On Sat, Sep 3, 2011 at 10:03 AM, Pete Forsyth <peteforsyth(a)gmail.com> wrote:
All,
I just ran across a short Wikipedia article I wrote a couple years ago, and
thought I'd share it. It's a bio of Frances Fuller Victor:
http://en.wikipedia.org/wiki/Frances_Fuller_Victor
Victor was generally known as a novelist of the 19th century American West,
but she also ghost-wrote tremendous quantities of history for publisher
Hubert Howe Bancroft, without attribution. She was a feminist:
"But just so long as women content themselves to be parasites, no matter how
graceful or beautiful in their dependence, so long will they degrade the
idea of work for their less fortunate sisters, make more thorny the path of
the honestly struggling of their sex, reduce the wages that woman receives
for her work, and perpetuate their own moral enslavement" ([Dorothy D.],
"Poor Ladies," San Francisco Daily Morning Call, April 25, 1875, 1).

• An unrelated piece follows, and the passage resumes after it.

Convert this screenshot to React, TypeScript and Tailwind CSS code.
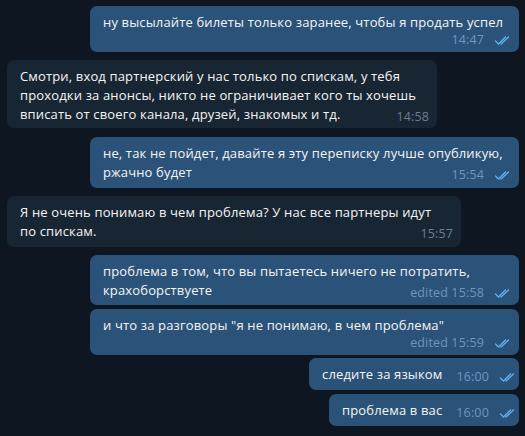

Another article that may be of interest is Pat Barker's bio. Sue Gardner
started the article a while back, and several of us have chipped in along
the way; I think it's a pretty strong bio, about a compelling woman. Barker
is an award-winning, contemporary English novelist, whose work centers
around memory, trauma, survival and recovery:
http://en.wikipedia.org/wiki/Pat_Barker
I thought, along with the more serious deliberations, it might be nice to
occasionally share interesting Wikipedia content we've worked on related to
gender. If you've worked on something that may be of interest to this list,
please share your links too!
-Pete
My all-time favorite article I've ever worked on is a biography of
Elsie MacGill:
http://en.wikipedia.org/wiki/Elsie_MacGill
who I knew nothing about, but stumbled across and she was so cool that
I had to do some serious research. She was a Canadian who was the
world's first female aircraft designer, during WWII, and was a major
part of Canada's aircraft industry during the war; she had a comic
published about her called "Queen of the Hurricanes"! She later went
on to a career advocating for women's rights. She did all this despite
being disabled by polio and never learning to fly herself.
Also: if anyone is looking for an article subject, I just stumbled on this:
http://en.wikipedia.org/wiki/Anita_Borg_Institute_Women_of_Vision_Awards
Lots of redlinks and promising article subjects in there!